On March 20, 2012, the U.S. Supreme Court in Miller v. Alabama, Case # 10-9646, will decide whether a juvenile who commits a homicide and is sentenced to life in prison without parole constitutes cruel and unusual punishment and, therefore, a violation of the 8th and 14th Amendments to the United States Constitution.
Miller was 14 years old at the time of the offense of killing a neighbor in a trailer park. The facts are heinous in that after severely beating the victim who could not get off the ground, Miller set fire to the trailer causing the victim to die of smoke inhalation. The defense had argued in its Brief that the trial court should be allowed to consider mitigating circumstances and the age of a minor rather than be obligated by a mandatory sentencing law. The government argued the crime was the most aggravated form of murder (bludgeoning a person to death with a baseball bat despite pleas for mercy/help, and then setting the trailer on fire). Accordingly, the prosecution argued it had appropriately used its discretion in transferring the case to adult court where the jury found Miller guilty of capital murder.

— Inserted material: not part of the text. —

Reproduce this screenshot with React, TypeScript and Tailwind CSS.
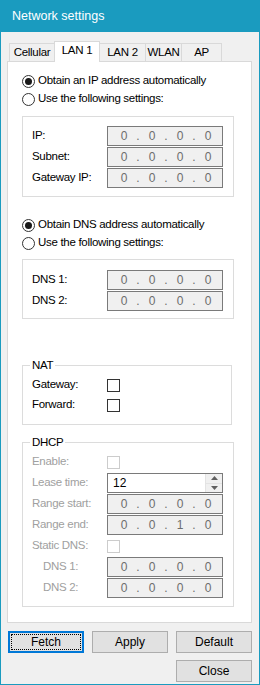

It is noteworthy that in 2010, the Supreme Court barred life without parole for youths under age 18 when convicted for non-homicide crimes in the case of Graham v.Florida, Case #08-7412, May 17, 2010http://www.supremecourt.gov/opinions/09pdf/08-7412.pdf. The Miller Court’s Decision will determine whether the Graham holding should be applied to minors convicted of murder.
What is your opinion? Do you feel juveniles are more vulnerable to external influences, do not have the capacity as adults to exercise mature judgment and as such should not face the same penalty for a homicide?